Something heavier threaded into it, a measured shift against the grit—slow, deliberate. Not the random scurry of something small and forgettable. This was weight. Presence. The kind of sound that made the fine hairs at the back of your neck stand up, prickling with a certainty your eyes couldn’t back up. Because my eyes, straining uselessly against the black, swore I was alone. The dark, however, had other opinions.
“Maggie.” I tried again, my voice dropped soft, coaxing instead of calling. As though I could tempt her out of the shadows the way you might lure a cat from under a bed. As though the dark could be reasoned with. It made no difference. The word hung fragile in the cold air and then was erased, swallowed whole by silence so complete it felt manufactured.

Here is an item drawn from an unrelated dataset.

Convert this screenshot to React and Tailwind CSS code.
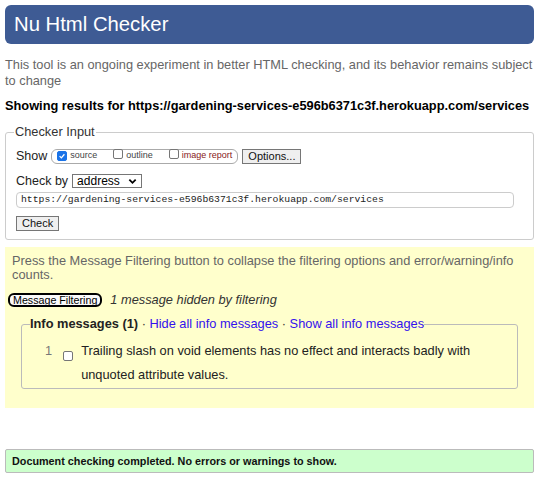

The wind slid across the sands, dragging its chill through my clothes like thin, sharp fingers. It wormed down my collar, into the seams of my sleeves, settling cold into the soft places beneath skin. With it came the faint smoky scent of campfires carried from far off—the ghost of warmth, proof that comfort existed somewhere, just not here. My shoulders tightened against the ache of it, against the thought that Maggie might already be moving towards that glow, curling into safety without me—or worse, that she was slipping deeper into the black, swallowed into places no flame dared reach.
Helplessness pressed down hard, heavier than the night itself. It wasn’t the sharp, panicked kind—it was the duller, meaner weight of truth, grinding bone against marrow. I wanted to keep moving until my throat shredded itself raw, until my legs buckled in the sand, until I had scoured every inch of this dead stretch of land. But the truth was blunt and unkind: she was gone to me tonight. No noise I made, no frantic circuit of the Drop Zone, would conjure her back.
So I stood, rooted, still as a marker stone half-buried in shifting dunes. I fixed my eyes on the distant flames—those fragile orange teeth biting at the dark. They flickered, guttered, stuttered as if the night might snuff them out at any moment. Tiny islands of defiance in a sea that didn’t care.
Tomorrow, I told myself. Tomorrow I’ll find her.
At last, I turned, dragging myself back towards the faint circle of light that marked the settlement’s edge. Behind me, the dark held steady. It did not follow. It did not retreat. It only watched—patient, unblinking, awake.